A bright, ringing echo

Xtra began life in 1984 as a bar/bath handout, not much bigger than a pamphlet, designed to fit in your back pocket. Today you are holding its 600th issue, a healthy, full-sized tabloid that is the cornerstone of Pink Triangle Press (PTP), a media empire that includes sister publications in Ottawa and Vancouver, The Guide (a gay travel magazine in Boston), the phone service Cruiseline, a significant presence on the web as Xtra.ca and Squirt.org, and part ownership of OUTtv. It is probably the most diversified gay media conglomerate on the planet. It is — weirdly, given its size but not its history — not for profit. Surplus revenues are either ploughed back into the enterprise or into support for cash-strapped community organizations. No one owns Pink Triangle Press.
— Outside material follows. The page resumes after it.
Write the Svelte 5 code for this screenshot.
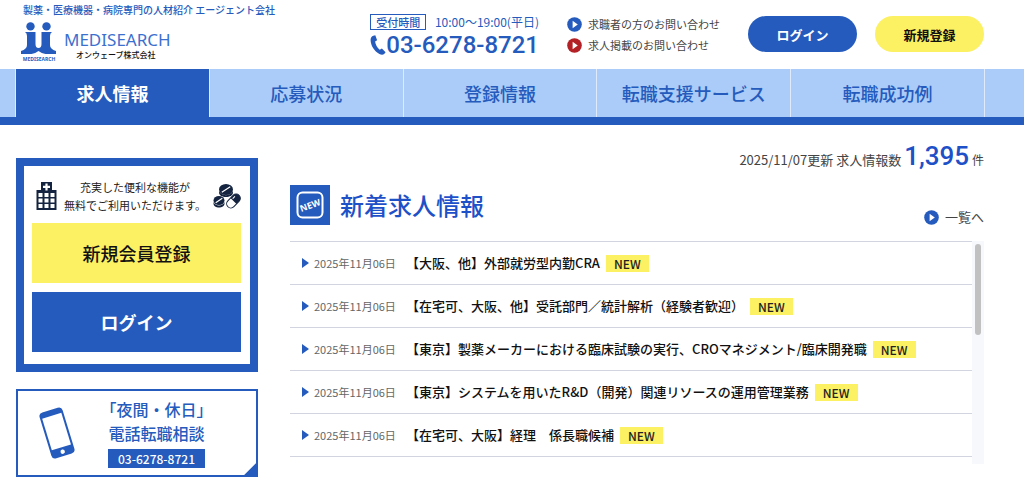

It is run by a volunteer board of directors, of which I am one.

I have a long history with PTP, an uninterrupted involvement that began when I helped produce the second issue of The Body Politic (TBP), Xtra’s predecessor, in 1972. I worked on TBP for all of its 15-year life and helped make the heart-wrenching decision to put it to sleep in 1987.

Those were tumultuous years and it’s easy for an old codger to become nostalgic for life as the high-wire act it so often seemed to be in those days, particularly now that everything (at least in Toronto, south of Eglinton) seems so comfortable and safe and mainstream and maybe just a teeny bit… dull. I remind myself then that dull is what we wanted and were fighting for, though we most certainly never thought of it that way. Not dull as in boring but dull as in not fearing for one’s job or safety, taking social acceptance for granted, being fully equal before the law with the same rights and responsibilities. We’re not all the way there but we are closer than any country in the Americas and closer than most in the world.

We don’t often get to brag, and it never seems very Canadian to do so, but I want to say out loud and proud that probably the most significant reason for this country’s primacy in the worldwide gay struggle is the continued existence, over some 35 years, of a press that focused not on making money or pleasing advertisers or tracking lifestyles (though it has done all of the above) but on building community. As the Press’s mission statement puts it, “We engage our chosen public, rousing them singly and in numbers, to think and act and grow and fill the world, to form a movement, fight for change and, in so doing, change themselves.”

I also want to break with tradition (and risk accusations of board-member toadyism) by celebrating Ken Popert, PTP’s president and CEO and the single most important individual in that community-building history. In February 1987, in the last issue of The Body Politic, I described him as “bright, eccentric, calculating, funny and wicked.” That hasn’t changed. He has the plainer virtues, too: scrupulousness and integrity. You can’t ask for much more from a CEO.

 

It’s traditional to expect seasoned activists with long histories to have wise things to say about the future. I have none, other than to reflect that our future will be as much our own making as our today is the gift of our working, fierce and smarts-driven past. I know that past and I sense a passion in the young to grab that knowledge, to understand where they came from, to be able to tell themselves that the world they now know was built by people not much different from themselves, people without special knowledge or money or gifts, people who didn’t ask permission, people who simply did what they felt had to be done. In that respect, at least, may the future we make together be a bright and ringing echo of the past.